**YOUR GOAL**
Exactly repeat the material, dropping every picture from the copy.

-- BEGIN --

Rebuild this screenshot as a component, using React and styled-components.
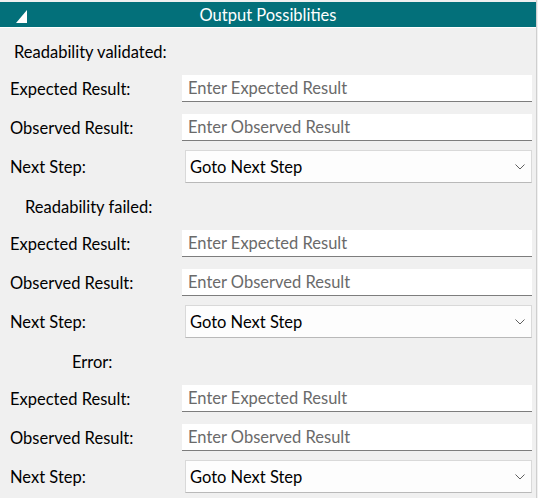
import React from "react";
import styled, { createGlobalStyle } from "styled-components";

const GlobalStyle = createGlobalStyle`
  html, body {
    margin: 0;
    padding: 0;
    background: #f0f0f0;
  }
  * {
    box-sizing: border-box;
  }
`;

const Panel = styled.div`
  width: 537px;
  height: 498px;
  background: #f0f0f0;
  border-right: 1px solid #cfcfcf;
  font-family: Lato, "Noto Sans", sans-serif;
  font-size: 16.5px;
  color: #000;
  overflow: hidden;
`;

const Header = styled.div`
  margin-top: 2px;
  height: 26px;
  background: #03707a;
  border-bottom: 1px solid #ffffff;
  display: flex;
  align-items: center;
  justify-content: center;
  position: relative;
  color: #fff;
  font-size: 16.5px;
`;

const Toggle = styled.svg`
  position: absolute;
  left: 16px;
  top: 8px;
`;

const Content = styled.div`
  display: flex;
  flex-direction: column;
  gap: 3px;
  padding: 6px 4px 0 10px;
`;

const Section = styled.div`
  display: flex;
  flex-direction: column;
`;

const Heading = styled.div`
  height: 35px;
  display: flex;
  align-items: center;
  padding-left: ${(p) => p.$indent}px;
`;

const Row = styled.div`
  height: 39px;
  display: grid;
  grid-template-columns: 172px 1fr;
  align-items: center;
`;

const Label = styled.span`
  white-space: nowrap;
`;

const TextInput = styled.input`
  height: 27px;
  width: 100%;
  border: none;
  border-bottom: 1px solid #7d7d7d;
  background: #fff;
  padding: 0 6px;
  font-family: inherit;
  font-size: 16.5px;
  color: #000;
  outline: none;

  &::placeholder {
    color: #6a6a6a;
  }
`;

const SelectBox = styled.div`
  position: relative;
  margin-left: 3px;
  height: 33px;
  background: #fdfdfd;
  border: 1px solid #d9d9d9;
  border-bottom-color: #b9b9b9;
  display: flex;
  align-items: center;
  padding-left: 4px;
`;

const Chevron = styled.svg`
  position: absolute;
  right: 6px;
  top: 13px;
`;

const sections = [
  { title: "Readability validated:", indent: 4 },
  { title: "Readability failed:", indent: 15 },
  { title: "Error:", indent: 62 },
];

const App = () => {
  return (
    <>
      <GlobalStyle />
      <Panel>
        <Header>
          <Toggle width="12" height="13" viewBox="0 0 12 13">
            <polygon points="11,0 11,13 0,13" fill="#fff" />
          </Toggle>
          Output Possiblities
        </Header>
        <Content>
          {sections.map((s) => (
            <Section key={s.title}>
              <Heading $indent={s.indent}>{s.title}</Heading>
              <Row>
                <Label>Expected Result:</Label>
                <TextInput placeholder="Enter Expected Result" />
              </Row>
              <Row>
                <Label>Observed Result:</Label>
                <TextInput placeholder="Enter Observed Result" />
              </Row>
              <Row>
                <Label>Next Step:</Label>
                <SelectBox>
                  Goto Next Step
                  <Chevron width="10" height="6" viewBox="0 0 10 6">
                    <polyline points="0.5,0.5 5,5 9.5,0.5" fill="none" stroke="#606060" strokeWidth="1" />
                  </Chevron>
                </SelectBox>
              </Row>
            </Section>
          ))}
        </Content>
      </Panel>
    </>
  );
};

export default App;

-- END --

**SOLUTION BELOW**
Rebuild this screenshot as a component, using React and styled-components.
import React from "react";
import styled, { createGlobalStyle } from "styled-components";

const GlobalStyle = createGlobalStyle`
  html, body {
    margin: 0;
    padding: 0;
    background: #f0f0f0;
  }
  * {
    box-sizing: border-box;
  }
`;

const Panel = styled.div`
  width: 537px;
  height: 498px;
  background: #f0f0f0;
  border-right: 1px solid #cfcfcf;
  font-family: Lato, "Noto Sans", sans-serif;
  font-size: 16.5px;
  color: #000;
  overflow: hidden;
`;

const Header = styled.div`
  margin-top: 2px;
  height: 26px;
  background: #03707a;
  border-bottom: 1px solid #ffffff;
  display: flex;
  align-items: center;
  justify-content: center;
  position: relative;
  color: #fff;
  font-size: 16.5px;
`;

const Toggle = styled.svg`
  position: absolute;
  left: 16px;
  top: 8px;
`;

const Content = styled.div`
  display: flex;
  flex-direction: column;
  gap: 3px;
  padding: 6px 4px 0 10px;
`;

const Section = styled.div`
  display: flex;
  flex-direction: column;
`;

const Heading = styled.div`
  height: 35px;
  display: flex;
  align-items: center;
  padding-left: ${(p) => p.$indent}px;
`;

const Row = styled.div`
  height: 39px;
  display: grid;
  grid-template-columns: 172px 1fr;
  align-items: center;
`;

const Label = styled.span`
  white-space: nowrap;
`;

const TextInput = styled.input`
  height: 27px;
  width: 100%;
  border: none;
  border-bottom: 1px solid #7d7d7d;
  background: #fff;
  padding: 0 6px;
  font-family: inherit;
  font-size: 16.5px;
  color: #000;
  outline: none;

  &::placeholder {
    color: #6a6a6a;
  }
`;

const SelectBox = styled.div`
  position: relative;
  margin-left: 3px;
  height: 33px;
  background: #fdfdfd;
  border: 1px solid #d9d9d9;
  border-bottom-color: #b9b9b9;
  display: flex;
  align-items: center;
  padding-left: 4px;
`;

const Chevron = styled.svg`
  position: absolute;
  right: 6px;
  top: 13px;
`;

const sections = [
  { title: "Readability validated:", indent: 4 },
  { title: "Readability failed:", indent: 15 },
  { title: "Error:", indent: 62 },
];

const App = () => {
  return (
    <>
      <GlobalStyle />
      <Panel>
        <Header>
          <Toggle width="12" height="13" viewBox="0 0 12 13">
            <polygon points="11,0 11,13 0,13" fill="#fff" />
          </Toggle>
          Output Possiblities
        </Header>
        <Content>
          {sections.map((s) => (
            <Section key={s.title}>
              <Heading $indent={s.indent}>{s.title}</Heading>
              <Row>
                <Label>Expected Result:</Label>
                <TextInput placeholder="Enter Expected Result" />
              </Row>
              <Row>
                <Label>Observed Result:</Label>
                <TextInput placeholder="Enter Observed Result" />
              </Row>
              <Row>
                <Label>Next Step:</Label>
                <SelectBox>
                  Goto Next Step
                  <Chevron width="10" height="6" viewBox="0 0 10 6">
                    <polyline points="0.5,0.5 5,5 9.5,0.5" fill="none" stroke="#606060" strokeWidth="1" />
                  </Chevron>
                </SelectBox>
              </Row>
            </Section>
          ))}
        </Content>
      </Panel>
    </>
  );
};

export default App;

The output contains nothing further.